Of course there are the obvious steps like confirming latest firmware versions or trying to boot without any of the PCIe cards installed, or to try an external monitor. I’d confirm you have a good install stick first, though.
Thank you for following up. I’ve tried 2 USB sticks and 2 separate downloads of the iso 25.04. One stick has been recently used to install Ubuntu with no issues. I have tried both USBA ports. I’ve the default UEFI boot setting and checked that the Secure boot was disabled. The latest bios is P3.9 which is from this summer, I believe. I have only one added PCIE card, the 45Homelab supplied 10G SFP+.
I am using the KVM remotely because I have no VGA monitors. I’ve tried with monitors at 2K and 1K resolution, neither can be set to VGA 640x480.
Are there any settings that need to be changed on the HL15 other than the boot order, for example, I assume booting over USB is allowed in the default configuration.
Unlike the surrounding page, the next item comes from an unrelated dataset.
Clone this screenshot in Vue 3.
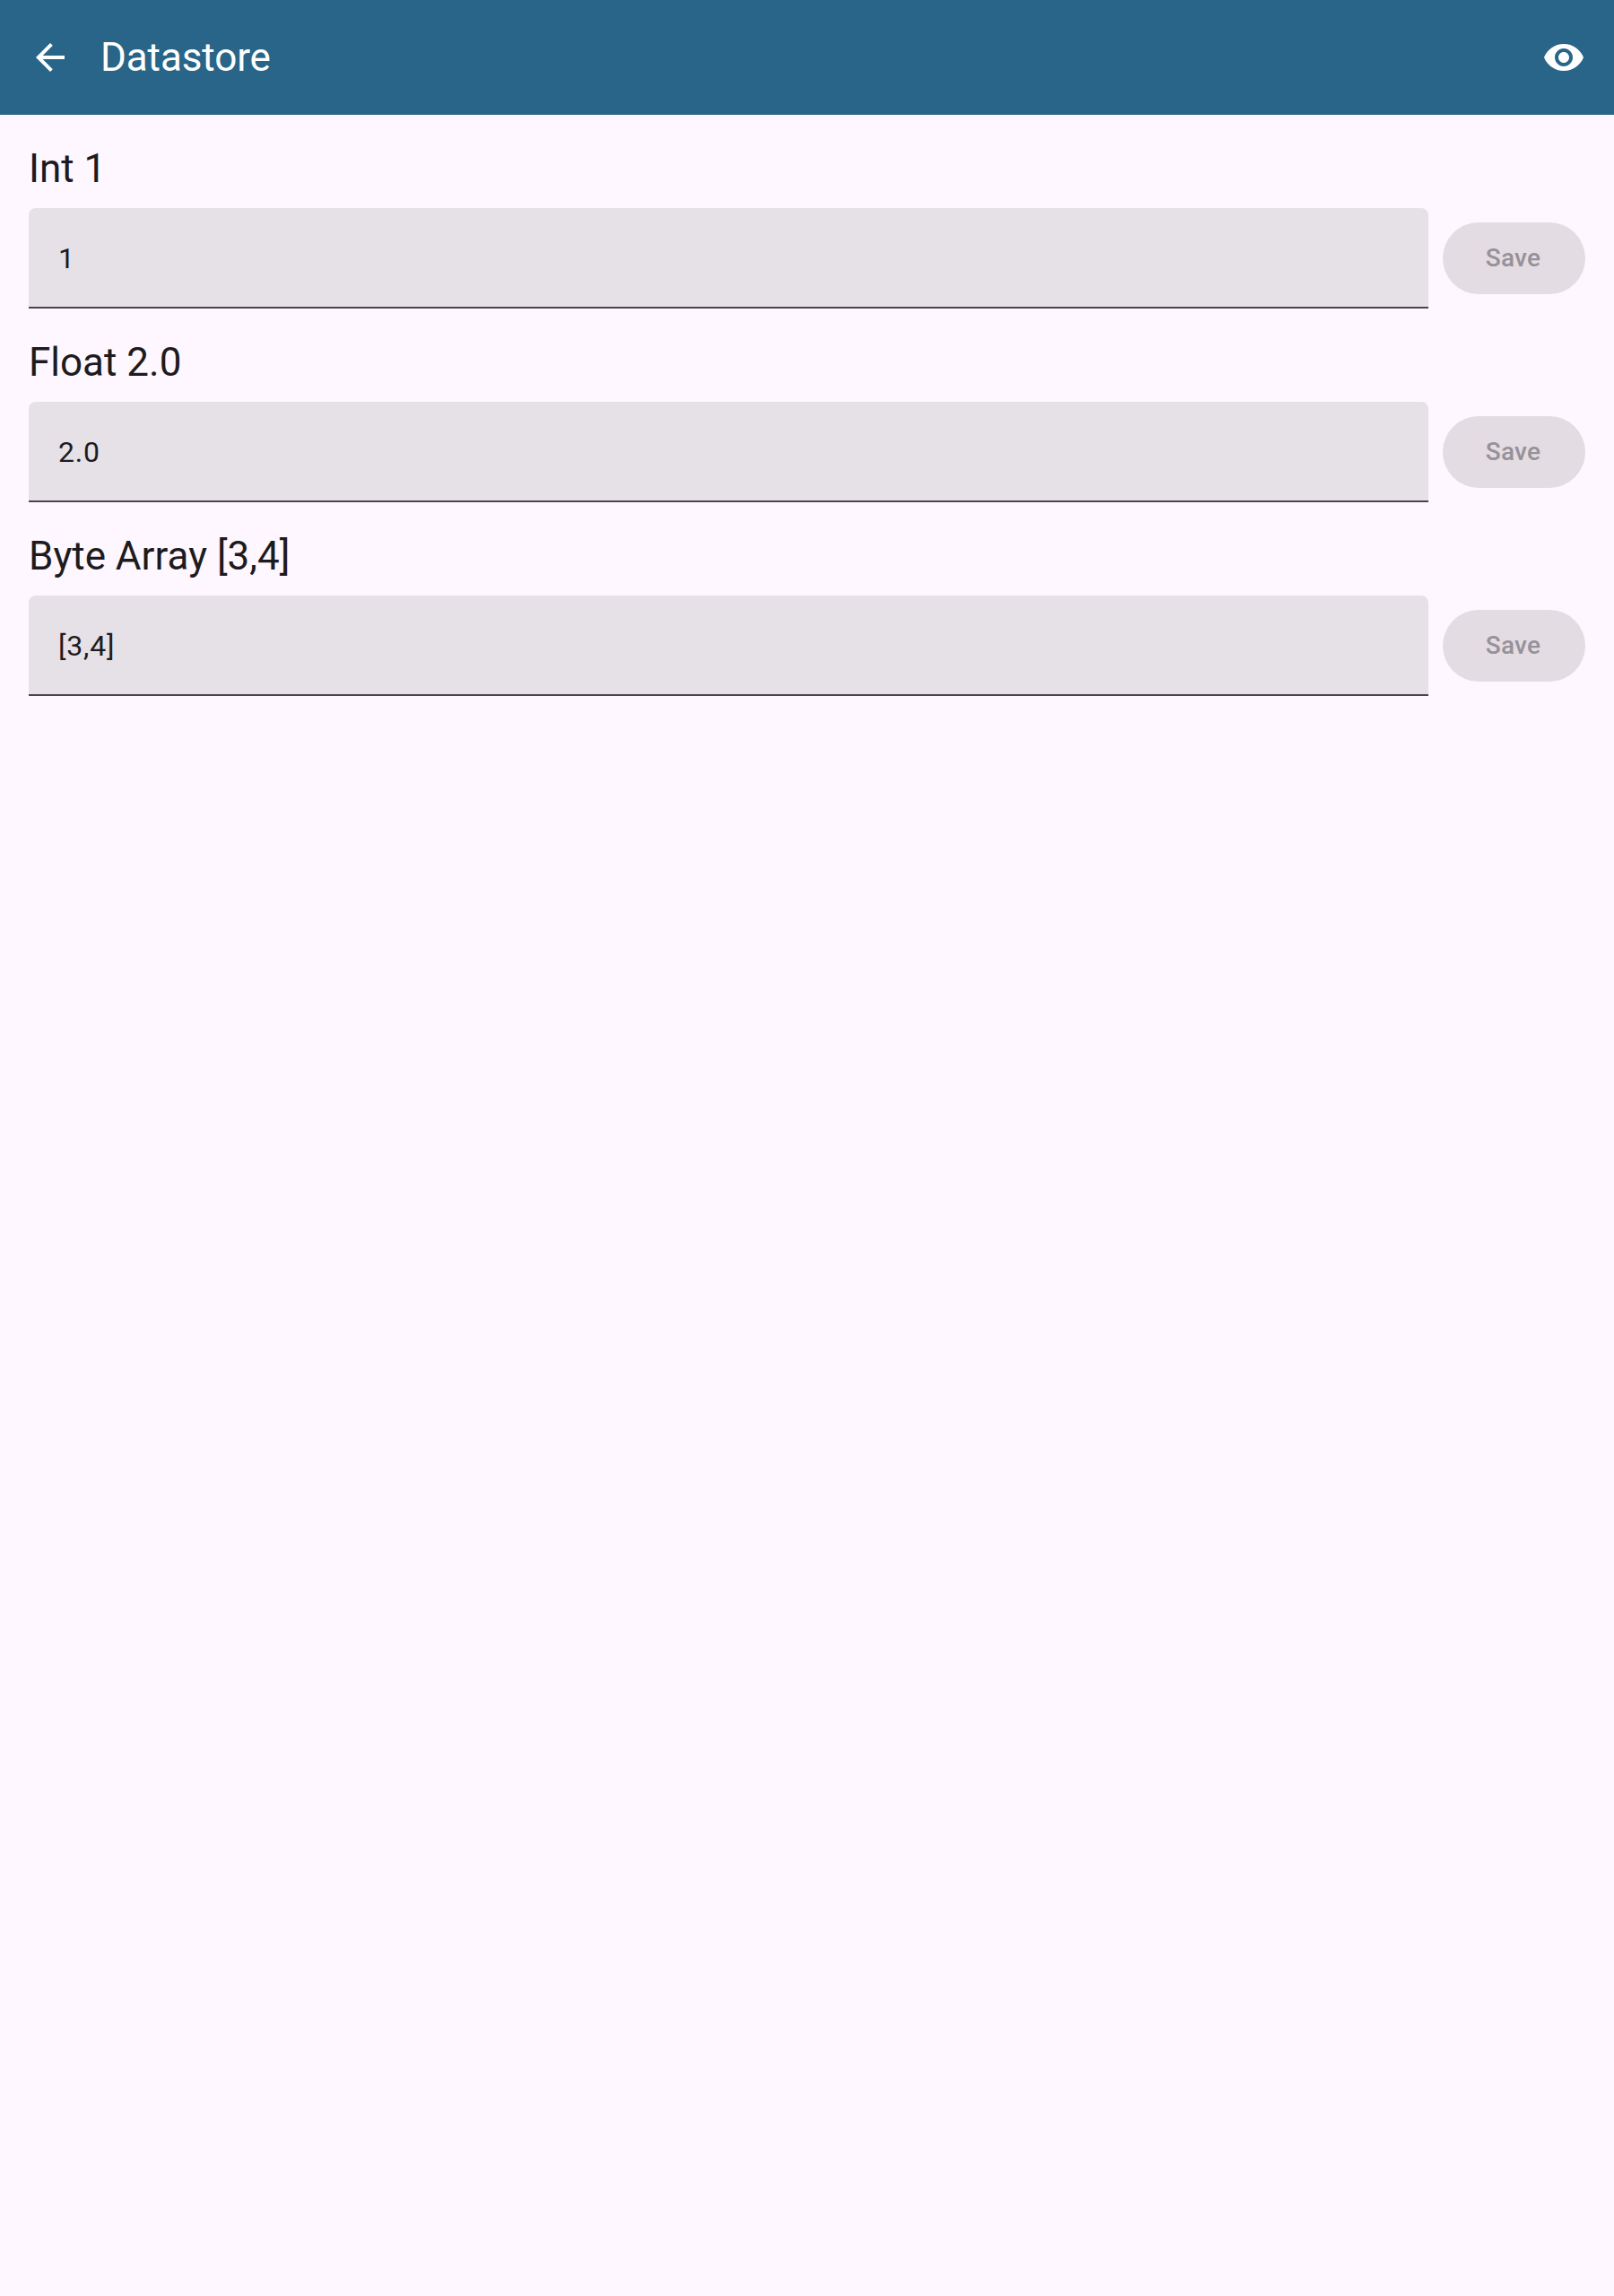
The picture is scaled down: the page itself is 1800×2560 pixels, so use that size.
<script setup>
import { ref } from 'vue'

const entries = ref([
  { label: 'Int 1', value: '1' },
  { label: 'Float 2.0', value: '2.0' },
  { label: 'Byte Array [3,4]', value: '[3,4]' },
])
</script>

<template>
  <div class="screen">
    <header class="app-bar">
      <svg class="icon" viewBox="0 0 24 24" aria-hidden="true">
        <path d="M20 11H7.83l5.59-5.59L12 4l-8 8 8 8 1.41-1.41L7.83 13H20v-2z" />
      </svg>
      <h1 class="title">Datastore</h1>
      <svg class="icon" viewBox="0 0 24 24" aria-hidden="true">
        <path
          d="M12 4.5C7 4.5 2.73 7.61 1 12c1.73 4.39 6 7.5 11 7.5s9.27-3.11 11-7.5c-1.73-4.39-6-7.5-11-7.5zM12 17c-2.76 0-5-2.24-5-5s2.24-5 5-5 5 2.24 5 5-2.24 5-5 5zm0-8c-1.66 0-3 1.34-3 3s1.34 3 3 3 3-1.34 3-3-1.34-3-3-3z"
        />
      </svg>
    </header>
    <main class="content">
      <section v-for="entry in entries" :key="entry.label" class="entry">
        <h2 class="label">{{ entry.label }}</h2>
        <div class="row">
          <div class="field">{{ entry.value }}</div>
          <button class="save" type="button" disabled>Save</button>
        </div>
      </section>
    </main>
  </div>
</template>

<style>
body {
  margin: 0;
  background: #fef7ff;
}
</style>

<style scoped>
.screen {
  min-height: 100vh;
  background: #fef7ff;
  color: #1d1b20;
  font-family: Roboto, sans-serif;
}

.app-bar {
  display: flex;
  align-items: center;
  height: 128px;
  padding: 0 32px;
  box-sizing: border-box;
  background: #296588;
  color: #fff;
}

.icon {
  flex: none;
  width: 48px;
  height: 48px;
  fill: currentColor;
}

.title {
  flex: 1;
  margin: 0 32px;
  font-size: 44px;
  font-weight: 400;
  line-height: 56px;
  letter-spacing: -0.1px;
}

.content {
  display: flex;
  flex-direction: column;
  gap: 32px;
  padding: 32px;
}

.label {
  margin: 0 0 16px;
  font-size: 44px;
  font-weight: 400;
  line-height: 56px;
}

.row {
  display: flex;
  align-items: center;
  gap: 16px;
}

.field {
  flex: 1;
  height: 112px;
  padding: 32px 32px 30px 33px;
  box-sizing: border-box;
  border-radius: 8px 8px 0 0;
  background: linear-gradient(#49454f, #49454f) bottom / 100% 2px no-repeat #e6e0e7;
  font-size: 32px;
  line-height: 48px;
  letter-spacing: 0.8px;
}

.save {
  width: 159px;
  height: 80px;
  padding: 0 2px 0 0;
  border: 0;
  border-radius: 40px;
  background: #e3dce3;
  color: #979198;
  font-family: inherit;
  font-size: 28px;
  font-weight: 500;
  line-height: 40px;
  letter-spacing: 0.2px;
}
</style>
I wasn’t questioning the physical integrity of the USB stick (although that is a potential failure mode I suppose), I was asking about the software used to create the USB from the *.iso file. Quite often I have found one software to work better than another depending on the OS being installed. BalenaEtcher usually works better than Rufus for me these days. There is also Ventoy which will boot to the ISO in a different way.
Your second point about Ubuntu is a good one. Was that on the HL15, or some other machine? Can you successfully boot a different iso from USB on the HL15, either the Ubuntu installer you mentioned, a Proxmox or Unraid download, a Live image, etc. Rule out something like a basic problem with the IPMI on the your Asrock board.
If other OS installers and/or OSs boot fine in the IPMI, then there may be some GRUB settings that might help you boot.
If the board is basically booting other OSs, but just not the TN installer, you might get more help in the TN forum.
Balena etcher is my app for burning isos. I’ve never had an issue with it. The Ubuntu installer was used on an elder Intel Windows computer.
Perhaps a bootable Ubuntu install on the USB stick would be useful. These sticks are both USB 2 as I don’t have a USB 3 piece, but I assume they should be compatible as I never have had a problem mixing 2 and 3 components.
+1 for Ventoy. It makes ISO installs super easy, and I have indeed used it to get around a proxmox ISO boot issue.
@phos I think some screenshots might be helpful. I have the V1 HL15 so your KVM solution is different then mine. I do have an ASROCK Rack motherboard in my HL8 system which might be the same IPMI/KVM. I installed TrueNAS on my HL8 just fine but it would have been an older version of TrueNAS.
Speaking of older version, you could try the Electric Eel ISO to see if that makes a difference.
Ryan and David, I much appreciate your help. I’ve solved the install problem. For the first time after a number of USB installs over the years, I discovered the boot manager selected the wrong partition of the USB stick for the install. After examining the USB stick partitions, I was able to select the proper boot iso and the install proceeded without a hitch.
Now I am awaiting the SATA and NVME drives before building the pools and I’ve a GPU and NVME card yet to install. Although I’ve wrangled computers from the IBM 1640 punchcard days, there’s always something new to surprise. I’m sure I’ll have more questions and I trust you will humor my queries.